Biofactors. 2011 May-Jun;37(3):150-8. doi: 10.1002/biof.141. Epub 2011 Jun 14.
Department of Molecular Genetics, Biochemistry and Microbiology, University of Cincinnati, College of Medicine, OH, USA. firstname.lastname@example.org
In mammalian tissues, uptake of Ca(2+) and Mn(2+) by Golgi membranes is mediated by the secretory pathway Ca(2+) -ATPases, SPCA1 and SPCA2, encoded by the ATP2C1 and ATP2C2 genes. Loss of one copy of the ATP2C1 gene, which causes SPCA1 haploinsufficiency, leads to squamous cell tumors of keratinized epithelia in mice and to Hailey-Hailey disease, an acantholytic skin disease, in humans. Although the disease phenotypes resulting from SPCA1 haploinsufficiency in mice and humans are quite different, each species-specific phenotype is remarkably similar to those arising as a result of null mutations in one copy of the ATP2A2 gene, encoding SERCA2, the endoplasmic reticulum (ER) Ca(2+) pump.
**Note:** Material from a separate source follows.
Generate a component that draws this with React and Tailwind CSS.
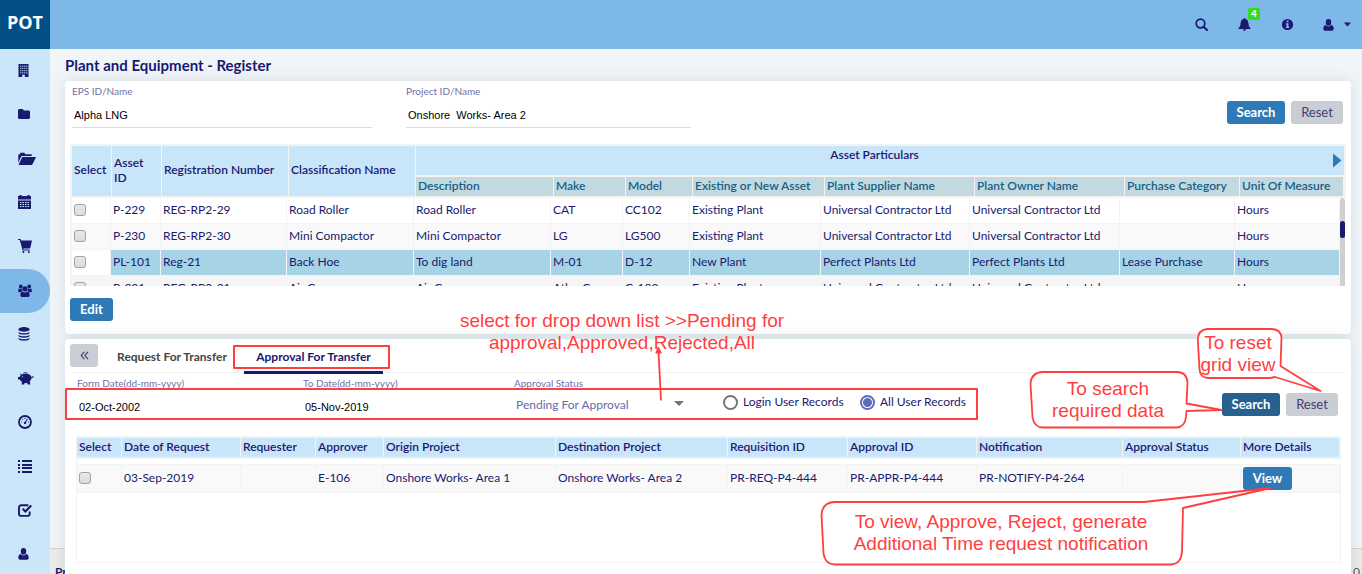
import { useState } from "react";

const assetColumns = [
  "Description",
  "Make",
  "Model",
  "Existing or New Asset",
  "Plant Supplier Name",
  "Plant Owner Name",
  "Purchase Category",
  "Unit Of Measure",
];

const assetRows = [
  ["P-229", "REG-RP2-29", "Road Roller", "Road Roller", "CAT", "CC102", "Existing Plant", "Universal Contractor Ltd", "Universal Contractor Ltd", "", "Hours"],
  ["P-230", "REG-RP2-30", "Mini Compactor", "Mini Compactor", "LG", "LG500", "Existing Plant", "Universal Contractor Ltd", "Universal Contractor Ltd", "", "Hours"],
  ["PL-101", "Reg-21", "Back Hoe", "To dig land", "M-01", "D-12", "New Plant", "Perfect Plants Ltd", "Perfect Plants Ltd", "Lease Purchase", "Hours"],
  ["P-231", "REG-RP2-31", "Air Compressor", "Air Compressor", "Atlas Copco", "C-100", "Existing Plant", "Universal Contractor Ltd", "Universal Contractor Ltd", "", "Hours"],
];

const rowTones = ["bg-white", "bg-[#f9f9f9]", "bg-[#a6d3e6]", "bg-[#f5f5f5]"];

const headWidths = [40, 50, 127, 127, 138, 72, 67, 132, 150, 150, 115, 104];
const bodyWidths = [39, 50, 126, 127, 137, 72, 67, 131, 149, 150, 115, 105];
const transferWidths = [45, 119, 75, 68, 172, 172, 120, 129, 146, 118, 99];

const transferColumns = [
  "Select",
  "Date of Request",
  "Requester",
  "Approver",
  "Origin Project",
  "Destination Project",
  "Requisition ID",
  "Approval ID",
  "Notification",
  "Approval Status",
  "More Details",
];

const transferCells = ["03-Sep-2019", "", "E-106", "Onshore Works- Area 1", "Onshore Works- Area 2", "PR-REQ-P4-444", "PR-APPR-P4-444", "PR-NOTIFY-P4-264", ""];

function Columns({ widths }) {
  return (
    <colgroup>
      {widths.map((w, i) => (
        <col key={i} style={{ width: w }} />
      ))}
    </colgroup>
  );
}

function Icon({ w, h, children }) {
  return (
    <svg width={w} height={h} viewBox={`0 0 ${w} ${h}`} fill="currentColor" aria-hidden="true">
      {children}
    </svg>
  );
}

const UserShape = () => (
  <Icon w={11} h={12}>
    <ellipse cx="5.5" cy="3.4" rx="2.7" ry="3.3" />
    <path d="M2.6 6.1C.9 6.7.3 8 .3 9.8c0 1.3.7 2 1.9 2h6.6c1.2 0 1.9-.7 1.9-2 0-1.800-.6-3.100-2.300-3.700-.8.900-1.700 1.300-2.900 1.300S3.400 7 2.600 6.100z" />
  </Icon>
);

const menu = [
  {
    name: "Enterprise",
    icon: (
      <Icon w={11} h={13}>
        <path fillRule="evenodd" d="M.5 0h10v13H6.800v-2.300H4.200V13H.5zM2.300 1.600v1.200h1V1.600zm2 0v1.200h1V1.600zm2 0v1.200h1V1.600zm2 0v1.200h1V1.600zM2.300 3.800V5h1V3.800zm2 0V5h1V3.800zm2 0V5h1V3.800zm2 0V5h1V3.800zM2.300 6v1.200h1V6zm2 0v1.200h1V6zm2 0v1.200h1V6zm2 0v1.200h1V6zM2.300 8.200v1.200h1V8.200zm2 0v1.200h1V8.200zm2 0v1.200h1V8.200zm2 0v1.200h1V8.200z" />
      </Icon>
    ),
  },
  {
    name: "Projects",
    icon: (
      <Icon w={12} h={10}>
        <path d="M0 1.500C0 .6.6 0 1.500 0h2.700c.9 0 1.400.6 1.400 1.500h4.900c.9 0 1.500.6 1.500 1.500v5.500c0 .9-.6 1.500-1.500 1.500h-9C.6 10 0 9.400 0 8.500z" />
      </Icon>
    ),
  },
  {
    name: "Library",
    icon: (
      <Icon w={18} h={13}>
        <path d="M.3 10.800V2.600h1.200L2.400.8h4l.9 1.400h6.400v1.900H4.200c-.6 0-1 .3-1.300.8z" />
        <path d="M4.700 5h12.600c.5 0 .6.4.4.8l-3.200 6.400c-.2.500-.6.8-1.100.8H1.200c-.5 0-.6-.4-.4-.8L4 5.500c.1-.3.4-.5.700-.5z" />
      </Icon>
    ),
  },
  {
    name: "Calendar",
    icon: (
      <Icon w={13} h={14}>
        <path d="M1.500 0h2v1h6V0h2v1H13v3.500H0V1h1.500z" />
        <path fillRule="evenodd" d="M0 5.500h13V14H0zm2 1.500v1h1.500V7zm2.500 0v1H6V7zM7 7v1h1.500V7zm2.500 0v1H11V7zM2 9v1h1.500V9zm2.500 0v1H6V9zM7 9v1h1.500V9zm2.500 0v1H11V9zM2 11v1h1.500v-1zm2.500 0v1H6v-1zM7 11v1h1.500v-1zm2.500 0v1H11v-1z" />
      </Icon>
    ),
  },
  {
    name: "Procurement",
    icon: (
      <Icon w={14} h={14}>
        <path d="M0 0h2.500l.7 1.600H14l-1.600 7c-.1.500-.5.800-1 .8H5.300l.3 1.100h6.200v1H4.600L1.800 1.100H0z" />
        <circle cx="5.400" cy="13" r="1" />
        <circle cx="10.800" cy="13" r="1" />
      </Icon>
    ),
  },
  {
    name: "Resources",
    active: true,
    icon: (
      <Icon w={14} h={14}>
        <circle cx="2.800" cy="2.400" r="1.900" />
        <circle cx="11.200" cy="2.400" r="1.900" />
        <circle cx="7" cy="4.800" r="2.600" />
        <path d="M.2 7.400C.1 5.400.6 4.600 1.300 4.400c.9.600 1.900.6 2.600.2-.1 1 .1 1.900.7 2.700-.9.100-1.500.4-1.900.9H1.400C.7 8.200.2 8 .2 7.400zM13.800 7.400c.1-2-.4-2.800-1.100-3-.9.600-1.900.6-2.600.2.1 1-.1 1.900-.7 2.700.9.100 1.500.4 1.900.9h1.300c.7 0 1.200-.2 1.200-.8z" />
        <path d="M4.400 7.400c-1.300.3-2 1.600-2 3.500 0 1.400.7 2.100 1.900 2.100h5.400c1.200 0 1.900-.7 1.900-2.100 0-1.900-.7-3.200-2-3.500-.7.700-1.500 1-2.600 1s-1.900-.3-2.600-1z" />
      </Icon>
    ),
  },
  {
    name: "Data",
    icon: (
      <Icon w={12} h={14}>
        <ellipse cx="6" cy="2.400" rx="5.600" ry="2.400" />
        <path d="M.4 5C1.600 6 3.600 6.300 6 6.300S10.400 6 11.600 5v.8C11.400 7 9 7.800 6 7.800S.6 7 .4 5.800zM.4 8c1.200 1 3.200 1.300 5.600 1.300S10.400 9 11.600 8v.8c-.2 1.200-2.600 2-5.600 2S.6 10 .4 8.800zM.4 11c1.200 1 3.200 1.300 5.600 1.300s4.400-.3 5.600-1.300v.8c-.2 1.200-2.600 2-5.600 2s-5.400-.8-5.600-2z" />
      </Icon>
    ),
  },
  {
    name: "Budget",
    icon: (
      <Icon w={16} h={13}>
        <path d="M5 .9C6.200.2 8.500 0 9.800.9l-.5.800c-1.300-.5-2.500-.4-3.800 0z" />
        <path fillRule="evenodd" d="M2 1.500l2.100.9c1.100-.5 2.300-.7 3.700-.7 2.900 0 5.200 1.200 5.700 3.300.8.100 1.200-.3 1.100-1.100l.9-.1c.3 1.500-.5 2.400-2 2.300-.1 1.200-.7 2.300-1.700 3.100l.5 3.200H9.700l-.4-1.500H6.700l-.5 1.500H3.700l.1-2.700c-.9-.5-1.600-1.200-2-2.100H0V4.900h1.500c.3-.6.700-1.100 1.200-1.500zM3.900 4.300v.9h.9v-.9z" />
      </Icon>
    ),
  },
  {
    name: "Dashboard",
    icon: (
      <Icon w={14} h={14}>
        <circle cx="7" cy="7" r="6" fill="none" stroke="currentColor" strokeWidth="1.800" />
        <circle cx="7" cy="8" r="1.200" />
        <path d="M6.600 7.600L9 3.700l.8.500-2.200 4z" />
        <circle cx="3.700" cy="7" r=".6" />
        <circle cx="4.700" cy="4.500" r=".6" />
        <circle cx="7" cy="3.400" r=".6" />
        <circle cx="10.400" cy="7" r=".6" />
      </Icon>
    ),
  },
  {
    name: "Work list",
    icon: (
      <Icon w={14} h={13}>
        <path d="M0 0h2v2H0zM4 0h10v2H4zM0 4h2v2H0zM4 4h10v2H4zM0 7h2v2H0zM4 7h10v2H4zM0 11h2v2H0zM4 11h10v2H4z" />
      </Icon>
    ),
  },
  {
    name: "Approvals",
    icon: (
      <Icon w={14} h={13}>
        <path d="M10.300 1.300H3.200C1.900 1.300 1 2.200 1 3.500v6.200c0 1.300.9 2.200 2.200 2.200h6.300c1.300 0 2.200-.9 2.200-2.200V7.600" fill="none" stroke="currentColor" strokeWidth="1.900" />
        <path d="M3.900 5.400l1.500-1.300 1.900 1.900L12.400.8 14 2.300 7.400 8.900z" />
      </Icon>
    ),
  },
  { name: "Users", icon: <UserShape /> },
];

const buttonBase = "h-[23px] rounded-[3px] text-[13px] leading-none";

function Tick({ label }) {
  return (
    <input
      type="checkbox"
      aria-label={label}
      className="block size-3 appearance-none rounded-[3px] border border-[#a0a0a0] bg-linear-to-b from-[#e8e8e8] to-[#dcdcdc] checked:bg-[#2f7ab6]"
    />
  );
}

function AssetTable() {
  const head = "border-r border-b-2 border-[#f3f3f3] bg-[#c9e5f9] pt-0 pr-2 pb-[3px] pl-0.5 text-left font-semibold leading-[15px]";
  return (
    <div className="mt-4">
      <div className="border-2 border-b-0 border-[#f3f3f3]">
        <table className="w-full table-fixed border-separate border-spacing-0">
          <Columns widths={headWidths} />
          <thead>
            <tr className="h-[31px]">
              {["Select", "Asset ID", "Registration Number", "Classification Name"].map((t) => (
                <th key={t} rowSpan={2} className={head}>{t}</th>
              ))}
              <th colSpan={8} className="border-b-2 border-[#f3f3f3] bg-[#c9e5f9] p-0 align-top font-semibold">
                <div className="flex h-[29px]">
                  <span className="flex-1 text-center leading-[18px]">Asset Particulars</span>
                  <button aria-label="Next columns" className="mr-0.5 text-[#2f7ab6]">
                    <Icon w={9} h={15}>
                      <path d="M0 .5v14l8.500-7z" />
                    </Icon>
                  </button>
                </div>
              </th>
            </tr>
            <tr className="h-[21px]">
              {assetColumns.map((t) => (
                <th key={t} className="border-r border-b-2 border-[#f3f3f3] bg-[#c2d9df] px-0.5 pt-0 pb-0.5 text-left font-semibold leading-[17px] whitespace-nowrap text-[#14608a]">{t}</th>
              ))}
            </tr>
          </thead>
        </table>
      </div>
      <div className="flex h-[88px] overflow-hidden border-l-2 border-[#f3f3f3] pr-px">
        <table className="h-fit min-w-0 flex-1 table-fixed border-separate border-spacing-0">
          <Columns widths={bodyWidths} />
          <tbody>
            {assetRows.map((row, r) => (
              <tr key={row[0]} className="h-[26px]">
                <td className={`border-r border-b border-[#f3f3f3] px-0.5 pt-0 pb-px ${r === 2 ? "bg-white" : rowTones[r]}`}>
                  <Tick label={`Select ${row[0]}`} />
                </td>
                {row.map((cell, c) => (
                  <td key={c} className={`border-r border-b border-[#f3f3f3] px-0.5 pt-0 pb-0.5 leading-[23px] whitespace-nowrap ${rowTones[r]}`}>{cell}</td>
                ))}
              </tr>
            ))}
          </tbody>
        </table>
        <div className="w-[5px] shrink-0 rounded-t-sm bg-[#cfcfcf] pt-[23px]">
          <div className="h-[17px] rounded-sm bg-[#191970]" />
        </div>
      </div>
    </div>
  );
}

function TransferTable() {
  const cell = "border-r border-y border-[#f3f3f3] bg-[#f9f9f9] px-0.5 whitespace-nowrap";
  return (
    <div className="mt-[13px] mr-[5px] ml-1.5 h-[127px] border border-t-2 border-[#f3f3f3]">
      <table className="w-full table-fixed border-separate border-spacing-0">
        <Columns widths={transferWidths} />
        <thead>
          <tr className="h-[21px]">
            {transferColumns.map((t) => (
              <th key={t} className="border-r border-b-2 border-[#f3f3f3] bg-[#c9e5f9] px-0.5 pt-0 pb-0.5 text-left font-semibold leading-[17px] whitespace-nowrap">{t}</th>
            ))}
          </tr>
        </thead>
        <tbody>
          <tr className="h-[5px]">
            <td colSpan={11} className="p-0" />
          </tr>
          <tr className="h-[29px]">
            <td className={`${cell} pt-0 pb-0.5`}>
              <Tick label="Select 03-Sep-2019" />
            </td>
            {transferCells.map((t, i) => (
              <td key={i} className={`${cell} pt-0 pb-0.5`}>{t}</td>
            ))}
            <td className={`${cell} py-0`}>
              <button className={`${buttonBase} block w-[49px] bg-[#2f7ab6] font-bold text-white`}>View</button>
            </td>
          </tr>
        </tbody>
      </table>
    </div>
  );
}

function Annotations() {
  const note = "absolute -translate-x-1/2 text-center text-[19px] leading-[22px] whitespace-nowrap text-[#ff3f3f]";
  return (
    <div className="pointer-events-none absolute inset-0 z-20 font-['Liberation_Sans',sans-serif]">
      <svg className="absolute top-0 left-0" width="1362" height="574" viewBox="0 0 1362 574" fill="none" stroke="#ff3f3f" strokeWidth="1.800" strokeLinejoin="round" aria-hidden="true">
        <rect x="234" y="346" width="155" height="22" strokeWidth="2" />
        <rect x="66" y="389" width="911" height="30" strokeWidth="2" />
        <path d="M661 400.500L658.500 352" />
        <path d="M658.300 347L655.800 353h5.500z" fill="#ff3f3f" strokeWidth="1" />
        <path fill="#fff" d="M1042 372H1177Q1187 372 1187.500 383L1186.500 403.500L1221.500 410L1186.500 411L1186 417Q1185 427.500 1176 427.500H1044Q1034 428 1032.500 417L1030.500 384Q1031 373 1042 372z" />
        <path fill="#fff" d="M1207 329H1272Q1281 329.500 1281.500 338L1280.500 366L1320.500 391L1275 377L1270 378H1208Q1200 377.500 1199.500 369L1197.800 340Q1198 330 1207 329z" />
        <path fill="#fff" d="M834 502H1144L1270.500 488L1183 508L1182 552Q1181 564 1171 564.500H835Q825 564.500 823.500 553L821.500 515Q822 503 834 502z" />
      </svg>
      <p className={`${note} top-[310px] left-[622px]`}>
        select for drop down list &gt;&gt;Pending for
        <br />
        approval,Approved,Rejected,All
      </p>
      <p className={`${note} top-[378px] left-[1108px]`}>
        To search
        <br />
        required data
      </p>
      <p className={`${note} top-[332px] left-[1238px]`}>
        To reset
        <br />
        grid view
      </p>
      <p className={`${note} top-[511px] left-[1001px]`}>
        To view, Approve, Reject, generate
        <br />
        Additional Time request notification
      </p>
    </div>
  );
}

export default function App() {
  const [scope, setScope] = useState("all");
  const panel = "relative z-10 mr-[11px] ml-[15px] bg-white px-[5px] shadow-[0_0_16px_rgba(60,90,100,0.14)]";
  const fieldLabel = "block text-[10px] leading-4 text-[#6f6fa8]";
  const fieldInput = "w-full bg-transparent px-0.5 font-['Liberation_Sans',sans-serif] text-[11px] text-black outline-none";
  const primary = `${buttonBase} w-[58px] font-bold text-white`;
  const neutral = `${buttonBase} w-[52px] bg-[#cacdd3] text-[#3f3f75]`;
  const radio = "size-[15px] appearance-none rounded-full border-2 border-[#757575] checked:border-[#5c6bc0] checked:bg-[radial-gradient(circle,#5c6bc0_0_4px,#fff_5px)]";

  return (
    <div className="relative flex h-screen flex-col overflow-hidden bg-[#f0f5f8] font-['Lato',sans-serif] text-[12px] text-[#191970]">
      <header className="flex h-[49px] shrink-0 bg-[#7db8e8]">
        <a href="#home" className="flex w-[50px] items-center justify-center bg-[#024f87] pb-1 font-['Open_Sans',sans-serif] text-[18px] font-bold text-white">POT</a>
        <div className="ml-auto flex items-center pr-[11px]">
          <button aria-label="Search" className="mr-[30px]">
            <Icon w={13} h={13}>
              <circle cx="5.500" cy="5.500" r="4.300" fill="none" stroke="currentColor" strokeWidth="1.700" />
              <path d="M8.700 8.700l3.300 3.300" stroke="currentColor" strokeWidth="2" strokeLinecap="round" />
            </Icon>
          </button>
          <button aria-label="Notifications" className="relative mr-[30px]">
            <Icon w={13} h={13}>
              <path d="M6.500 0c.6 0 .9.400.9.900 2 .5 2.900 2 3 4.200.1 2.500.7 4 2.200 5.200v.6H.4v-.6C1.900 9.100 2.500 7.600 2.600 5.100c.1-2.200 1-3.700 3-4.200 0-.5.300-.9.900-.9zM5 11.300h3c0 .9-.6 1.500-1.500 1.500S5 12.200 5 11.300z" />
            </Icon>
            <span className="absolute -top-2.5 left-[10px] h-3 w-3 rounded-xs bg-[#35dc1c] text-center text-[10px] leading-[11px] font-bold text-white">4</span>
          </button>
          <button aria-label="Information" className="mr-[29px]">
            <Icon w={13} h={13}>
              <path fillRule="evenodd" d="M6.500.9a5.600 5.600 0 100 11.200 5.600 5.600 0 000-11.200zM5.600 2.500h1.900v1.700H5.600zM4.800 5.300h2.700v3.500h.8v1.300H4.800V8.800h.8V6.600h-.8z" />
            </Icon>
          </button>
          <button aria-label="Account" className="flex items-center gap-2.5">
            <UserShape />
            <Icon w={7} h={5}>
              <path d="M0 .5h7L3.500 4.500z" />
            </Icon>
          </button>
        </div>
      </header>

      <div className="flex min-h-0 flex-1">
        <nav className="w-[50px] shrink-0 bg-[#cbe6f9]">
          {menu.map((m) => (
            <a
              key={m.name}
              href={`#${m.name.toLowerCase().replace(" ", "-")}`}
              aria-label={m.name}
              className={`flex h-11 items-center pl-[18px] ${m.active ? "rounded-r-[22px] bg-[#7db8e8]" : "pb-0.5"}`}
            >
              {m.icon}
            </a>
          ))}
        </nav>

        <main className="relative min-w-0 flex-1">
          <h1 className="h-8 pl-[15px] text-[15px] leading-8 font-bold">Plant and Equipment - Register</h1>

          <section className={`${panel} rounded-[4px] pt-0.5 pb-[13px]`}>
            <div className="flex items-start pr-[3px] pl-0.5">
              <div className="w-[300px]">
                <label htmlFor="eps" className={fieldLabel}>EPS ID/Name</label>
                <input id="eps" defaultValue="Alpha LNG" className={`${fieldInput} block h-[29px] border-b border-[#dcdcdc] pt-1`} />
              </div>
              <div className="ml-[34px] w-[285px]">
                <label htmlFor="project" className={fieldLabel}>Project ID/Name</label>
                <input id="project" defaultValue="Onshore  Works- Area 2" className={`${fieldInput} block h-[29px] border-b border-[#dcdcdc] pt-1`} />
              </div>
              <div className="mt-[18px] ml-auto flex gap-1.5">
                <button className={`${primary} bg-[#2f7ab6]`}>Search</button>
                <button className={neutral}>Reset</button>
              </div>
            </div>
            <AssetTable />
            <button className={`${buttonBase} mt-3 block w-[43px] bg-[#2f7ab6] font-bold text-white`}>Edit</button>
          </section>

          <section className={`${panel} mt-[5px] h-[300px] rounded-t-[4px] pt-[5px]`}>
            <div className="flex h-[29px] border-b border-[#f0f0f0]">
              <button aria-label="Collapse" className={`${buttonBase} mr-1.5 flex w-7 items-center justify-center bg-[#cacdd3]`}>
                <svg width="9" height="9" viewBox="0 0 9 9" fill="none" stroke="#3a3a72" strokeWidth="1.100" aria-hidden="true">
                  <path d="M4.300.8L1.200 4.500l3.100 3.700M8 .8L4.900 4.500 8 8.200" />
                </svg>
              </button>
              <button className="h-[30px] w-[136px] pb-1 text-center font-bold text-[#444]">Request For Transfer</button>
              <button className="ml-1 h-[30px] w-[139px] border-b-[3px] border-[#191970] pb-px text-center font-bold">Approval For Transfer</button>
            </div>

            <div className="flex items-start pt-0.5 pr-2 pl-[7px]">
              <div className="w-[226px]">
                <label htmlFor="from" className={fieldLabel}>Form Date(dd-mm-yyyy)</label>
                <input id="from" defaultValue="02-Oct-2002" className={`${fieldInput} block h-8`} />
              </div>
              <div className="w-[211px]">
                <label htmlFor="to" className={fieldLabel}>To Date(dd-mm-yyyy)</label>
                <input id="to" defaultValue="05-Nov-2019" className={`${fieldInput} block h-8`} />
              </div>
              <div className="relative w-[170px]">
                <label htmlFor="status" className={fieldLabel}>Approval Status</label>
                <select id="status" className="block h-7 w-full appearance-none bg-transparent px-0.5 text-[12px] text-[#6a6aa6] outline-none">
                  <option>Pending For Approval</option>
                  <option>Approved</option>
                  <option>Rejected</option>
                  <option>All</option>
                </select>
                <svg className="pointer-events-none absolute top-[26px] right-0" width="10" height="5" viewBox="0 0 10 5" fill="#757575" aria-hidden="true">
                  <path d="M0 0h10L5 5z" />
                </svg>
              </div>
              <div className="mt-[18px] ml-[39px] flex">
                <label className="flex w-[137px] items-center gap-[5px] whitespace-nowrap">
                  <input type="radio" name="scope" checked={scope === "login"} onChange={() => setScope("login")} className={radio} />
                  Login User Records
                </label>
                <label className="flex items-center gap-[5px] whitespace-nowrap">
                  <input type="radio" name="scope" checked={scope === "all"} onChange={() => setScope("all")} className={radio} />
                  All User Records
                </label>
              </div>
              <div className="mt-[18px] ml-auto flex gap-1.5">
                <button className={`${primary} bg-[#28608f]`}>Search</button>
                <button className={neutral}>Reset</button>
              </div>
            </div>
            <TransferTable />
          </section>

          <footer className="absolute inset-x-0 -bottom-5 flex h-[46px] items-center justify-between border-t border-[#cfd2d6] bg-[#ebebeb] pr-0.5 pl-[5px]">
            <span className="font-bold">Pr</span>
            <span className="text-[#555]">0</span>
          </footer>
        </main>
      </div>

      <Annotations />
    </div>
  );
}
SERCA2 haploinsufficiency, like SPCA1 haploinsufficiency, causes squamous cell tumors in mice and Darier’s disease, also an acantholytic skin disease, in humans. The phenotypic similarities between SPCA1 and SERCA2 haploinsufficiency in the two species, and the general functions of the two pumps in consecutive compartments of the secretory pathway, suggest that the underlying disease mechanisms are similar. In this review, we discuss evidence supporting the view that chronic Golgi stress and/or ER stress resulting from Ca(2+) pump haploinsufficiencies leads to activation of cellular stress responses in keratinocytes, with the predominance of proapoptotic pathways (although not necessarily apoptosis itself) leading to acantholytic skin disease in humans and the predominance of prosurvival pathways leading to tumors in mice.